DATA SHOWN »

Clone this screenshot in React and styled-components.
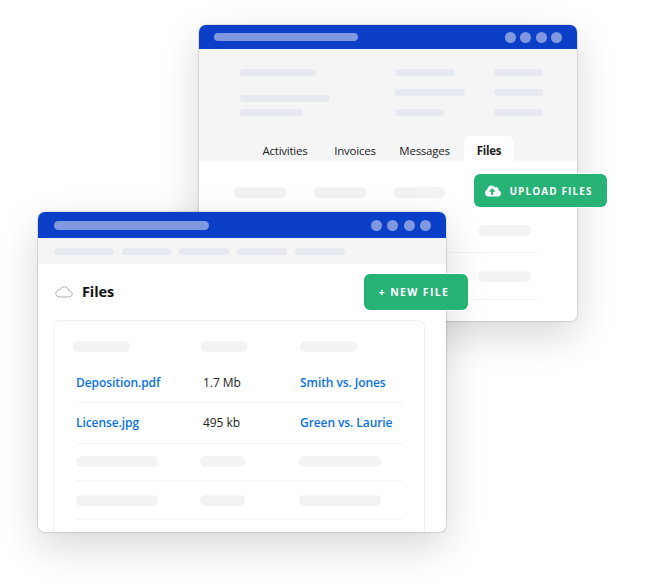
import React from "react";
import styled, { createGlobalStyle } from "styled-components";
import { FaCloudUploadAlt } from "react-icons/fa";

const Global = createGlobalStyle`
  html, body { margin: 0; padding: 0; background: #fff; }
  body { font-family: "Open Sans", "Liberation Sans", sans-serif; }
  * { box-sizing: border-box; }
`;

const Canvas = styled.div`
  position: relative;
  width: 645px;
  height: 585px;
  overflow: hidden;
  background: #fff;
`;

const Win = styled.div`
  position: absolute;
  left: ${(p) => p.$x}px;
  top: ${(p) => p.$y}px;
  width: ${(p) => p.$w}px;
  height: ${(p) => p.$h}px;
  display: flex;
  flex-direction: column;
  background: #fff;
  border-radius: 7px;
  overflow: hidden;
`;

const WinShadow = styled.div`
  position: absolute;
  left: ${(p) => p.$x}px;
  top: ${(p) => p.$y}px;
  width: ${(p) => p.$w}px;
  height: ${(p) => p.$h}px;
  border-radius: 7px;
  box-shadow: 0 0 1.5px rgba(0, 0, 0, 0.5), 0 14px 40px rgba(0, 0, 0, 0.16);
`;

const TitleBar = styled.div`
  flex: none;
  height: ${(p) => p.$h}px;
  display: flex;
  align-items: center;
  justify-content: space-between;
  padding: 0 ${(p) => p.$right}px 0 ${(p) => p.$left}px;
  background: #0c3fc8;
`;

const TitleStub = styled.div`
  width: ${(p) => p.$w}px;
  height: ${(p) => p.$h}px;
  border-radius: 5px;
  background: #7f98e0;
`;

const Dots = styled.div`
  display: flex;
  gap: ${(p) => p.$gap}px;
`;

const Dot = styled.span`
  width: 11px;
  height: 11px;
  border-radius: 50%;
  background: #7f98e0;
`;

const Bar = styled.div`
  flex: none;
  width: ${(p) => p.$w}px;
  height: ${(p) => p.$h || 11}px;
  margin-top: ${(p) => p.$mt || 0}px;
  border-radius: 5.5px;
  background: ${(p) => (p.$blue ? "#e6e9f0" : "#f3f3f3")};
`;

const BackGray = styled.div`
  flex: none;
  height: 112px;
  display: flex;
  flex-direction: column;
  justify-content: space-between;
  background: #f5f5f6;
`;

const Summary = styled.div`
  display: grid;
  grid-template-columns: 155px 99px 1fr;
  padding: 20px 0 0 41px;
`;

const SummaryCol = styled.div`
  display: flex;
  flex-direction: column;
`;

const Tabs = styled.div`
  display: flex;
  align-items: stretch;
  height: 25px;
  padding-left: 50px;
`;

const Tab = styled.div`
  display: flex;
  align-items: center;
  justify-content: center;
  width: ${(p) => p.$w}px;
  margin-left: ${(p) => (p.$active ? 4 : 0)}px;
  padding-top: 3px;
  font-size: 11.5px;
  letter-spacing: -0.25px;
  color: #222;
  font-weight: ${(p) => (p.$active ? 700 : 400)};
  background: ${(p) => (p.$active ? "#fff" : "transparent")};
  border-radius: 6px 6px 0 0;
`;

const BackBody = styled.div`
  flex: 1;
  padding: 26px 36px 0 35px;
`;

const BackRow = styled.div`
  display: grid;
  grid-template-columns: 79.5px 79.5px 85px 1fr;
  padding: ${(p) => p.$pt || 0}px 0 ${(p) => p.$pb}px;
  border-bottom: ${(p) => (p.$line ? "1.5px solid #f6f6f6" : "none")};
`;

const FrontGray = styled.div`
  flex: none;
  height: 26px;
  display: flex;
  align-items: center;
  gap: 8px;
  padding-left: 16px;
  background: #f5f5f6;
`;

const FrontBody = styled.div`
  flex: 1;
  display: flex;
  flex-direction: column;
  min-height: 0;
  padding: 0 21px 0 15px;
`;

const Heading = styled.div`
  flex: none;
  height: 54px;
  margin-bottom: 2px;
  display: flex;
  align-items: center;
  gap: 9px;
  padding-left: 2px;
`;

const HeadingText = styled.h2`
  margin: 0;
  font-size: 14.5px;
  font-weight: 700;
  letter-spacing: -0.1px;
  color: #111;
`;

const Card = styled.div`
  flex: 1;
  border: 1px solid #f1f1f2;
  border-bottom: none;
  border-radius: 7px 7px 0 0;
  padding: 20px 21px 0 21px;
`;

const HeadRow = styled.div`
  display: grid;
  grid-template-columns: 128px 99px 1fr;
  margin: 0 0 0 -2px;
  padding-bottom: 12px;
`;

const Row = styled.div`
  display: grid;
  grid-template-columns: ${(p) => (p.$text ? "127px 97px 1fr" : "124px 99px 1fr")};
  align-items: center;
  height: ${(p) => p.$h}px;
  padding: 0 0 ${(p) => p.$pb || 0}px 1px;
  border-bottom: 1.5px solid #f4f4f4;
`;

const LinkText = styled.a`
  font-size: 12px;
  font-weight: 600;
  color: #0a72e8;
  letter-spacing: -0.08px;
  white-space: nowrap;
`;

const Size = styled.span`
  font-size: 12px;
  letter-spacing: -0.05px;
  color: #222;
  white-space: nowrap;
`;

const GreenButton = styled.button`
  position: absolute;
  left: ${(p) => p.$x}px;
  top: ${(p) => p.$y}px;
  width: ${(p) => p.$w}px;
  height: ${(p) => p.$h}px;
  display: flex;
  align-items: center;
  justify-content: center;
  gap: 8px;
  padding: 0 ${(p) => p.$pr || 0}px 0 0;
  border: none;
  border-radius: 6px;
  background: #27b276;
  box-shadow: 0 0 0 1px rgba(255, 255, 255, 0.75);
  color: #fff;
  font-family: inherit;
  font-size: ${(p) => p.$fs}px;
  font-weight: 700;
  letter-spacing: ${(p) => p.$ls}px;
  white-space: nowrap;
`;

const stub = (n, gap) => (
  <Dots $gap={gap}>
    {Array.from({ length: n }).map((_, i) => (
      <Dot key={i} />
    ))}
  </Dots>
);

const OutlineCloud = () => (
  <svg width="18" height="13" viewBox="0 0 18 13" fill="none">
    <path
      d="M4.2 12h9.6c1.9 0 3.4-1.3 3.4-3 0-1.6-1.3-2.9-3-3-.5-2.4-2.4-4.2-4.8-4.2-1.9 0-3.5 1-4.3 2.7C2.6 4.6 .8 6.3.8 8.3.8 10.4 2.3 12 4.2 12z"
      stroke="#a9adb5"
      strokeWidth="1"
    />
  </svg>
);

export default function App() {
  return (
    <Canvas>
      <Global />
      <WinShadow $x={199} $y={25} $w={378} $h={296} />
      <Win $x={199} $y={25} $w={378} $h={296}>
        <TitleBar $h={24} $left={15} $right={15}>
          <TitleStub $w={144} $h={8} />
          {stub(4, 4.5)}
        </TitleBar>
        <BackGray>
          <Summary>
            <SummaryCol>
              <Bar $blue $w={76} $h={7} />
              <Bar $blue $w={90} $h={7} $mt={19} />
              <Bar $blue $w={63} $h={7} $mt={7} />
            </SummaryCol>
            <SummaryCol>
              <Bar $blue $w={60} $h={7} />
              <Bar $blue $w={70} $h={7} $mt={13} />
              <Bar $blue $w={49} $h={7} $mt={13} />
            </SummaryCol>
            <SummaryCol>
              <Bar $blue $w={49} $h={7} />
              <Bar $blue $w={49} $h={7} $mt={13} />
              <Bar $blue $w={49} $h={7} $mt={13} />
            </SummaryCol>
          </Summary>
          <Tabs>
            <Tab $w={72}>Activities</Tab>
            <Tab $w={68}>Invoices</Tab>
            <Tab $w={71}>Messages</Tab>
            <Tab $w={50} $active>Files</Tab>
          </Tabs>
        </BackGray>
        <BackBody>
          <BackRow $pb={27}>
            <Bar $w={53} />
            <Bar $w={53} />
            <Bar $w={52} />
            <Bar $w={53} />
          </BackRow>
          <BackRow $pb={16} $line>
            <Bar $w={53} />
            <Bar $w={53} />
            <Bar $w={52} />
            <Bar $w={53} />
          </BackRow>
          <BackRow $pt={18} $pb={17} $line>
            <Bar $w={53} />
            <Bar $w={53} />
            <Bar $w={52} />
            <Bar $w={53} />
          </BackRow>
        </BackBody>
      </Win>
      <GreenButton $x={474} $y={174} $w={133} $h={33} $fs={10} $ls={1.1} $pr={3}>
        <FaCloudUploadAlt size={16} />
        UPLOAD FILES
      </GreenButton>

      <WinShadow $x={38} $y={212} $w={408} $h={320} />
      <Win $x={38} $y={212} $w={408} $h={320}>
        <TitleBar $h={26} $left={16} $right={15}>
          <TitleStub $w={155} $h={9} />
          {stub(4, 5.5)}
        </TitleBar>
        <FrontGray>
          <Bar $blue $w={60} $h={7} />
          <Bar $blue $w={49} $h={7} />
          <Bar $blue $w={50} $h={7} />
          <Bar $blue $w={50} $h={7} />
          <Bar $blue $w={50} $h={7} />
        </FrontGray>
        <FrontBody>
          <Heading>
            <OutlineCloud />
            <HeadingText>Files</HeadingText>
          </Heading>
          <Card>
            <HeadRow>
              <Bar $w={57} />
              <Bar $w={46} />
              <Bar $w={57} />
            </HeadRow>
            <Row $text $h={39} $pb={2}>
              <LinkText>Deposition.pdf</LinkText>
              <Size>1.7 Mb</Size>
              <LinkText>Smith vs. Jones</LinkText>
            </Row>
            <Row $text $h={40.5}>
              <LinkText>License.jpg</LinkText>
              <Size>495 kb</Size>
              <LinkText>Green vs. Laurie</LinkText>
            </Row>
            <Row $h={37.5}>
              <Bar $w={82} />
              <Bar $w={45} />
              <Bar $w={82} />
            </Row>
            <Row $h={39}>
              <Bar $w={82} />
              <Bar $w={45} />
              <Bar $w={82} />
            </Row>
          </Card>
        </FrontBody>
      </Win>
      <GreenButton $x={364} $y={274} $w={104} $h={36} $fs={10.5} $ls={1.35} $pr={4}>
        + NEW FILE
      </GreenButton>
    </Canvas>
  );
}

STATED PROBLEM » Copy each line above containing the string "components".

THE OUTPUT »
Clone this screenshot in React and styled-components.
import styled, { createGlobalStyle } from "styled-components";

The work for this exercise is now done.